The legislation released by the Energy and Commerce Committee heads to a markup Tuesday afternoon, and includes a 160-page section covering health care and Medicaid.
The bill would make a slew of Medicaid spending reductions through policies such as stricter eligibility verification, citizenship checks, tougher screenings on providers who get reimbursements and federal Medicaid funding cuts to states that offer coverage to residents living in the U.S. illegally.
The bill also seeks to impose work requirements to receive Medicaid for able-bodied adults aged 19 to 64 without dependents, demanding they work at least 80 hours — or perform 80 hours of community service or other programs — per month. It includes exceptions for pregnant women and short-term hardship waivers in limited cases.
It does not include some of the most aggressive provisions that had caused intraparty tension, such as per capita limits on Medicaid spending and increasing the state burden for covering the Medicaid expansion population under the Affordable Care Act.
“When so many Americans who are truly in need rely on Medicaid for life-saving services, Washington can’t afford to undermine the program further by subsidizing capable adults who choose not to work. That’s why our bill would implement sensible work requirements,” Rep.
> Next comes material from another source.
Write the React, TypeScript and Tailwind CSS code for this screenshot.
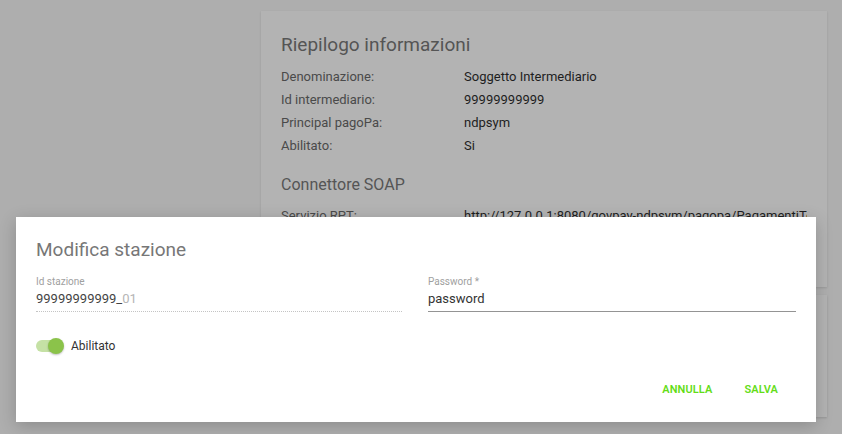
import React from 'react';

const rows: [string, string][] = [
  ['Denominazione:', 'Soggetto Intermediario'],
  ['Id intermediario:', '99999999999'],
  ['Principal pagoPa:', 'ndpsym'],
  ['Abilitato:', 'Si'],
];

function InfoRow({ label, value }: { label: string; value: string }) {
  return (
    <div className="flex h-[23px] items-center text-[13px]">
      <span className="w-[183px] shrink-0 text-[#4a4a4a]">{label}</span>
      <span className="min-w-0 overflow-hidden whitespace-nowrap text-[#1e1e1e]">{value}</span>
    </div>
  );
}

function Toggle() {
  return (
    <div className="relative h-[16px] w-[28px]">
      <div className="absolute left-0 top-[2px] h-[12px] w-[26px] rounded-full bg-[#c5e1a5]" />
      <div className="absolute right-0 top-0 h-[16px] w-[16px] rounded-full bg-[#8bc34a] shadow-[0_1px_2px_rgba(0,0,0,0.25)]" />
    </div>
  );
}

export default function App() {
  return (
    <div
      className="relative h-[434px] w-full overflow-hidden bg-[#aeaeae]"
      style={{ fontFamily: 'Roboto, "Liberation Sans", sans-serif' }}
    >
      <div className="flex flex-col gap-[8px] pl-[261px] pr-[15px] pt-[11px]">
        <div className="h-[276px] overflow-hidden bg-[#b3b3b3] px-[20px] pt-[20px] shadow-[0_1px_2px_rgba(0,0,0,0.12)]">
          <h2 className="mb-[6px] text-[19px] leading-[28px] text-[#555555]">Riepilogo informazioni</h2>
          {rows.map(([l, v]) => (
            <InfoRow key={l} label={l} value={v} />
          ))}
          <h3 className="mt-[16px] text-[16px] leading-[24px] text-[#555555]">Connettore SOAP</h3>
          <div className="mt-[7px]">
            <InfoRow label="Servizio RPT:" value="http://127.0.0.1:8080/govpay-ndpsym/pagopa/PagamentiTelematiciRPTservice" />
          </div>
        </div>
        <div className="h-[122px] bg-[#b3b3b3] shadow-[0_1px_2px_rgba(0,0,0,0.15)]" />
      </div>

      <div className="absolute left-[16px] top-[217px] flex h-[205px] w-[800px] flex-col bg-white px-[20px] pt-[19px] shadow-[0_4px_16px_rgba(0,0,0,0.2)]">
        <h1 className="text-[19px] leading-[28px] text-[#777777]">Modifica stazione</h1>
        <div className="mt-[11px] flex gap-[26px]">
          <div className="w-[366px]">
            <div className="text-[10px] leading-[14px] text-[#a0a0a0]">Id stazione</div>
            <div className="border-b border-dotted border-[#c4c4c4] pb-[2px] text-[13px] leading-[20px]">
              <span className="text-[#444444]">99999999999_</span>
              <span className="text-[#b5b5b5]">01</span>
            </div>
          </div>
          <div className="flex-1">
            <div className="text-[10px] leading-[14px] text-[#a0a0a0]">Password *</div>
            <div className="border-b border-[#949494] pb-[2px] text-[13px] leading-[20px] text-[#333333]">password</div>
          </div>
        </div>
        <div className="mt-[25px] flex items-center gap-[7px]">
          <Toggle />
          <span className="text-[12px] text-[#333333]">Abilitato</span>
        </div>
        <div className="mt-[27px] flex justify-end gap-[32px] pr-[18px]">
          <button className="text-[11px] font-semibold tracking-[0.1px] text-[#64dd17]">ANNULLA</button>
          <button className="text-[11px] font-semibold tracking-[0.1px] text-[#64dd17]">SALVA</button>
        </div>
      </div>
    </div>
  );
}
Brett Guthrie, R-Ky., the committee chairman, wrote in a Wall Street Journal op-ed making his case for the bill.
Guthrie said he expects “fear-mongering” attacks on the legislation, but maintained that it “preserves and strengthens Medicaid for children, mothers, people with disabilities and the elderly, for whom the program was designed.”
Democrats circulated a letter from the nonpartisan Congressional Budget Office with a preliminary analysis finding that the health care portion of the bill would cut spending by $715 billion and would “reduce the number of people with health insurance by at least 8.6 million in 2034.”
“Trump and Republicans have been lying when they claim they aren’t going to cut Medicaid and take away people’s health care,” Rep. Frank Pallone, of New Jersey, the top Democrat on the committee, said in a statement. “Let’s be clear, Republican leadership released this bill under cover of night because they don’t want people to know their true intentions.”
“This is not trimming fat from around the edges, it’s cutting to the bone. The overwhelming majority of the savings in this bill will come from taking health care away from millions of Americans,” he added. “No where in the bill are they cutting ‘waste, fraud, and abuse’ — they’re cutting people’s health care and using that money to give tax breaks to billionaires.”
The legislation could be amended in committee, and it needs to win over nearly every Republican on the floor of the narrowly divided House in order to become law. Then it would go to the Senate.
The Medicaid question has caused an intraparty rift as some Republicans warn their colleagues against messing with the program. That includes Sen. Josh Hawley, R-Mo., who published an op-ed in The New York Times on Monday saying: “If Congress cuts funding for Medicaid benefits, Missouri workers and their children will lose their health care. And hospitals will close. It’s that simple. And that pattern will replicate in states across the country.”